I read in sci.electronics.design that Joerg wrote (in ) about 'A better quality ISD (Winbond) chip..anything new ?', on Wed, 14 Sep 2005:

Yes, although noise from 8 bits might well be a greater defect than 4 kHz. Cars (even top-class) and airplane cockpits are NOISY; 60 dB S/N is quite unnecessary.

--
Regards, John Woodgate, OOO - Own Opinions Only.
If everything has been designed, a god designed evolution by natural selection.
http://www.jmwa.demon.co.uk Also see http://www.isce.org.uk
Reply to
John Woodgate

I read in sci.electronics.design that Joerg wrote (in ) about 'A better quality ISD (Winbond) chip..anything new ?', on Wed, 14 Sep 2005:

You may be surprised, but you may be even more surprised if you put a sound level meter inside. In an exceptionally quiet room in a residential area, you may get down to 35 dB A-wtd. I suspect that your SUV does about 45 dB A unless it's coasting with closed throttle on a really smooth surface. Step on the gas and all bets are off.

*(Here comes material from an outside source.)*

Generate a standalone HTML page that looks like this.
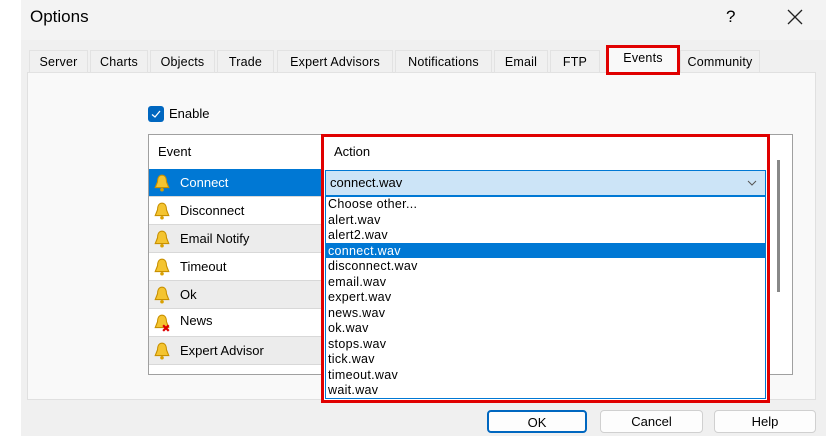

Same with aircraft, even in the first-class cabins that you travel in. (;-) The meter does not lie, but your ears (and mine) are easily fooled.

--
Regards, John Woodgate, OOO - Own Opinions Only.
If everything has been designed, a god designed evolution by natural selection.
http://www.jmwa.demon.co.uk Also see http://www.isce.org.uk
Reply to
John Woodgate

I'd even suggest that if he's looking for good intelligibility, that a high-pass at about 300 Hz could help dramatically, at least for human voice. They've been doing that for decades in the Ham radio field. (you throw away the fundamental, so that it doesn't hog all of your transmitter power - all of the "intelligence" is in the harmonics anyway.)

Cheers! Rich

Reply to
Rich Grise

Hello John,

It doesn't become much more noisy if you step on the accelerator, just for the brief moment the computer needs to adjust the mixture.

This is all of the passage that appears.